Report only the number of lines holding "styled".

Stored data:
/---

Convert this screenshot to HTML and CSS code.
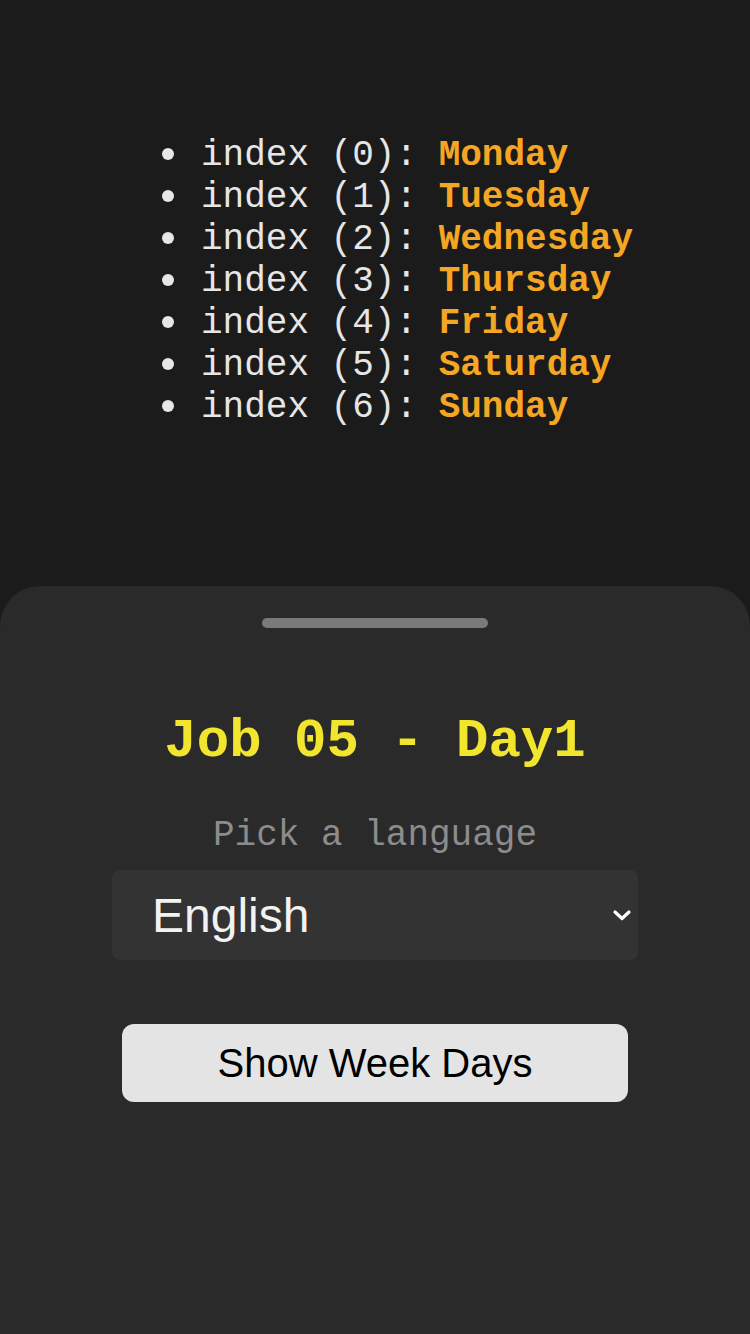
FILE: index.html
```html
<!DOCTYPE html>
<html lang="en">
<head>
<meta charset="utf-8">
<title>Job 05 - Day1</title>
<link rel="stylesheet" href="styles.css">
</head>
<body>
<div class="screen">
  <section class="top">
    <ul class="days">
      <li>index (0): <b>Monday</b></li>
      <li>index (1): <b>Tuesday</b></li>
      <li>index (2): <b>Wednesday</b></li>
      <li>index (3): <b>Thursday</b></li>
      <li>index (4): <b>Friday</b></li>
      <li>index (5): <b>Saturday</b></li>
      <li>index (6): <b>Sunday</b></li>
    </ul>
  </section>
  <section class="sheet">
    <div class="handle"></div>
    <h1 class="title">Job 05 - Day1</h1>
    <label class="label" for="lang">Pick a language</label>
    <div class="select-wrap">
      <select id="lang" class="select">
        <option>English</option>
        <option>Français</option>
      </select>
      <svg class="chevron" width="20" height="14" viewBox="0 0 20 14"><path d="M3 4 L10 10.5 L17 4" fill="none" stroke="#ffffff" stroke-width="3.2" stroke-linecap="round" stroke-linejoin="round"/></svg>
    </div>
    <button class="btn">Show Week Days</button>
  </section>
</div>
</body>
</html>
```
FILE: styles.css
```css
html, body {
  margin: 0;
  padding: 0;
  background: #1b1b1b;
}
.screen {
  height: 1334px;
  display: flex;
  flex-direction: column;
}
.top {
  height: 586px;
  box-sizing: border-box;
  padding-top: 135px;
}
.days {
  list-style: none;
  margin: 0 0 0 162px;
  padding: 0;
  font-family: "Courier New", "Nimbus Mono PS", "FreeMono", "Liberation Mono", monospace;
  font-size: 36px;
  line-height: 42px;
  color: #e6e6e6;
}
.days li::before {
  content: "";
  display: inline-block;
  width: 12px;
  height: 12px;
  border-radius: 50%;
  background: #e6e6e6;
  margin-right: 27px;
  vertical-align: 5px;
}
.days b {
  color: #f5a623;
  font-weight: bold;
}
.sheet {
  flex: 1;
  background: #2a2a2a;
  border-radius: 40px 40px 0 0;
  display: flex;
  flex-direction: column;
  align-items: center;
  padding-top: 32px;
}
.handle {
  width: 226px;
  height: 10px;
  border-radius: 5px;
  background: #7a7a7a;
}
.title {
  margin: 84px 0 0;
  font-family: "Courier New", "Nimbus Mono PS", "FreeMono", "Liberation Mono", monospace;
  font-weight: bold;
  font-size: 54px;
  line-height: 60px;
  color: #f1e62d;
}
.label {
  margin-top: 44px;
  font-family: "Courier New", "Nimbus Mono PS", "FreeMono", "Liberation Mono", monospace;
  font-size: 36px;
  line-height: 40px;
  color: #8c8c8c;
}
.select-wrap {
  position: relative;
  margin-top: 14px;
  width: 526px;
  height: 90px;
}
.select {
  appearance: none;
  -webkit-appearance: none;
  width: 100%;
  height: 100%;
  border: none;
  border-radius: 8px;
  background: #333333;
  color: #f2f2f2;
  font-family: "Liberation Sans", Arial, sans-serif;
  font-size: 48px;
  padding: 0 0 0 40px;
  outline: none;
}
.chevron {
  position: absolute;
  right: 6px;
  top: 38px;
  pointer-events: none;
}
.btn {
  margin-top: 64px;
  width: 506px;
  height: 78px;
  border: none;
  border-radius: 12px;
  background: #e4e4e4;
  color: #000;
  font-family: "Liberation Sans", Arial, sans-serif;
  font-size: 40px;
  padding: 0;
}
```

\---
/---

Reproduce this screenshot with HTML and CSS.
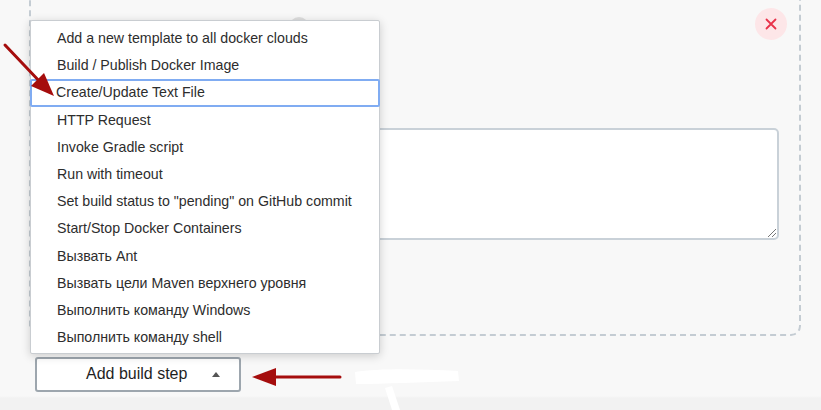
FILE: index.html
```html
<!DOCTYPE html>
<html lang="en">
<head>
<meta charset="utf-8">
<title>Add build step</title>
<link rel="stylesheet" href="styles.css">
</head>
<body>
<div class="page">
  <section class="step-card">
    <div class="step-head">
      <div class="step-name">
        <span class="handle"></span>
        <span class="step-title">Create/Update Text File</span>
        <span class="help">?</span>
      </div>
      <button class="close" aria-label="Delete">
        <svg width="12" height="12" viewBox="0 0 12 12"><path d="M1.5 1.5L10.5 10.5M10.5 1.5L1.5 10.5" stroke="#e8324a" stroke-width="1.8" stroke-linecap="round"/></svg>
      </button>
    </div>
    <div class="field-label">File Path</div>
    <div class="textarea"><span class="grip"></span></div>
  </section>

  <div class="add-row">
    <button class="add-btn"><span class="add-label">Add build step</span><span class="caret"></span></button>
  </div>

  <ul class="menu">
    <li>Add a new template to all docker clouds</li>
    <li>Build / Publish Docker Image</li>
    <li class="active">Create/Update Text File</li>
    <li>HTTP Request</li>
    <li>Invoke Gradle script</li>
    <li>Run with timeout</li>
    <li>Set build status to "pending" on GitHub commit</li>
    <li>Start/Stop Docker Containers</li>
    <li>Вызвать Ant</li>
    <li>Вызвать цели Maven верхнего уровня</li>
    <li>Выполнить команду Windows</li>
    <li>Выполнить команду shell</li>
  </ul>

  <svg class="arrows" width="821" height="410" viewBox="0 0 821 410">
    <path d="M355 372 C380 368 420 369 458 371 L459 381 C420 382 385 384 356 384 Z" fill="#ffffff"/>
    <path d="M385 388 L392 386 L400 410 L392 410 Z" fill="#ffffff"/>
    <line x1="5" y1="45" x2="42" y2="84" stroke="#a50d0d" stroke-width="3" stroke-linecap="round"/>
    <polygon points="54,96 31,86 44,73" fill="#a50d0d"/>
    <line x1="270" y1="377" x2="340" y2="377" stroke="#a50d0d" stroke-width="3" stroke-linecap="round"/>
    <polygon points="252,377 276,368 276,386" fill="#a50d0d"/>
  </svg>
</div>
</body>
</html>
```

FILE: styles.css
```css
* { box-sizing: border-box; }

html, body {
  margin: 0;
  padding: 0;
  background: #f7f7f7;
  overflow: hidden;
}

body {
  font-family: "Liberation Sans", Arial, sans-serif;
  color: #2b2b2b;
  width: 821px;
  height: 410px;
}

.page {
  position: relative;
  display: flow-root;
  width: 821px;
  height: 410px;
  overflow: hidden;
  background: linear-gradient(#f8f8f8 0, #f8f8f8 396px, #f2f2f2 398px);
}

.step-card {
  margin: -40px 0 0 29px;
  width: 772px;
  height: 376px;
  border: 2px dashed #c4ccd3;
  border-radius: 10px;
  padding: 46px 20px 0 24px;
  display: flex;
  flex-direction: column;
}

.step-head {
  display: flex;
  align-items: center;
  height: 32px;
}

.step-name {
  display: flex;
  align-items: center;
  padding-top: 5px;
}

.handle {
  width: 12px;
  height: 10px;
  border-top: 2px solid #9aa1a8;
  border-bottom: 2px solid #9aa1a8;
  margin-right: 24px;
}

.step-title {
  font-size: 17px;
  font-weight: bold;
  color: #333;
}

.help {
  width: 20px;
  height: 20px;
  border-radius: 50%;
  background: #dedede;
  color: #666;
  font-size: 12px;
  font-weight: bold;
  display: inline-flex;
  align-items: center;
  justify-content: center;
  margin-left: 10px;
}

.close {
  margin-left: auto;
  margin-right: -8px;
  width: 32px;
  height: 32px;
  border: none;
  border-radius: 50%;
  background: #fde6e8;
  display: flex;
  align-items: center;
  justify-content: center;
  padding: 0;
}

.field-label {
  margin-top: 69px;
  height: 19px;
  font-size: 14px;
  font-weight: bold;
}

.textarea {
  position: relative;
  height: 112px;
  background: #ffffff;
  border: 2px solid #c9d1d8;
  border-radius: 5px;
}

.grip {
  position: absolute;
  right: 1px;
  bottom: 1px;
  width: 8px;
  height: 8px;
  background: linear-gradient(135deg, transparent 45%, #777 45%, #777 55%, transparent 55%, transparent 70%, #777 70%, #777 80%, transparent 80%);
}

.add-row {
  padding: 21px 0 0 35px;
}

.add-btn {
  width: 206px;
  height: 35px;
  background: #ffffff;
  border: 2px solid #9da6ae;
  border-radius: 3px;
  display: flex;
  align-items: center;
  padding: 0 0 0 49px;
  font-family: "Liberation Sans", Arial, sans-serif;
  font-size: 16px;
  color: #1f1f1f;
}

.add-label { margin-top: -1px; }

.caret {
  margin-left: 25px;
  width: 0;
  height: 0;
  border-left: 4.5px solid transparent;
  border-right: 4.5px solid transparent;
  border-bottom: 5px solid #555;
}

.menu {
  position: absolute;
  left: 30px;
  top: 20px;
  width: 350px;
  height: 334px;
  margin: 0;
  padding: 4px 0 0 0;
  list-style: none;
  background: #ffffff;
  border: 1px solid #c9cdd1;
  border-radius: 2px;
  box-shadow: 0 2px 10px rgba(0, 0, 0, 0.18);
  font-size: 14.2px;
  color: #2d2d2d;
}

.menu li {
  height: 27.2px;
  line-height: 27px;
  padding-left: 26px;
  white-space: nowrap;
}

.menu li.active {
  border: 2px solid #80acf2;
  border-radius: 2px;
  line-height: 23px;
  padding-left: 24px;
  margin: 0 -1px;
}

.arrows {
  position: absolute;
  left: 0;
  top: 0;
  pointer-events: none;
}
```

\---
/---

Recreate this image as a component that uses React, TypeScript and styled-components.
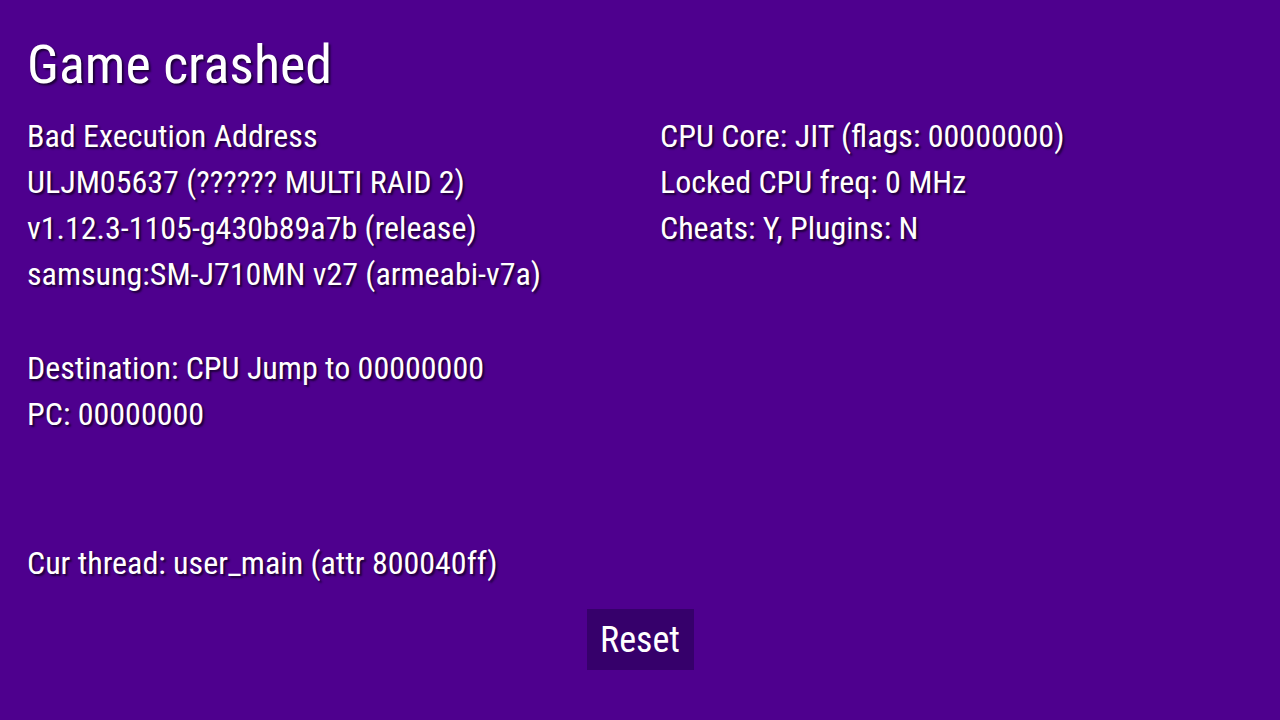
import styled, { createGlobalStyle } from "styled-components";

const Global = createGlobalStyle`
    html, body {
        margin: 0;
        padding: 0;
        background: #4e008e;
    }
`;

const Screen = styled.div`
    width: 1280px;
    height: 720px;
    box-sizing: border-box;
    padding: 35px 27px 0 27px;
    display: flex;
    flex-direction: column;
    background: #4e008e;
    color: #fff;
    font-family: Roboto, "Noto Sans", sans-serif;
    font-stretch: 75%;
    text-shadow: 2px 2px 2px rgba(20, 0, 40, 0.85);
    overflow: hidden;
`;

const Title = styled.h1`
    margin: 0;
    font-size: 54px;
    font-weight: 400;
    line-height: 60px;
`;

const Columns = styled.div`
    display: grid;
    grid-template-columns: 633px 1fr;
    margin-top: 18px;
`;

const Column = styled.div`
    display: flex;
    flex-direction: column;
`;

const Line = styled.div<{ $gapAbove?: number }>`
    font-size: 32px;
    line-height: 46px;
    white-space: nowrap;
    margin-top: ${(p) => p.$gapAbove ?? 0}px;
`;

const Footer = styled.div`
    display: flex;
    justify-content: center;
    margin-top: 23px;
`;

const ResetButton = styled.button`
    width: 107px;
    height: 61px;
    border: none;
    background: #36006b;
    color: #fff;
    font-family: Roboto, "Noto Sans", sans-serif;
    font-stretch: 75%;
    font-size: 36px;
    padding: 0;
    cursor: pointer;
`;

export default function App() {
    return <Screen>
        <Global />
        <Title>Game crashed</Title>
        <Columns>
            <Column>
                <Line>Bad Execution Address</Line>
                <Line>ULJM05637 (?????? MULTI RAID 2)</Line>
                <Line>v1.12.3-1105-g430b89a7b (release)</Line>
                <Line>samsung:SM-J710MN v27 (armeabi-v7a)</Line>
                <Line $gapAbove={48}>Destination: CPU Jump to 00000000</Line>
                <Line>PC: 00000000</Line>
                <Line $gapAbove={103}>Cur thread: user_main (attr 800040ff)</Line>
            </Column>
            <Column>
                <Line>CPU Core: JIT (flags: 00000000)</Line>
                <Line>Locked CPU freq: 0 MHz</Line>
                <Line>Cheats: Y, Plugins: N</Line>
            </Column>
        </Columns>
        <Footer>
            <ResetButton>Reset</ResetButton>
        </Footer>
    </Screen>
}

\---

* Answer for this exercise:
9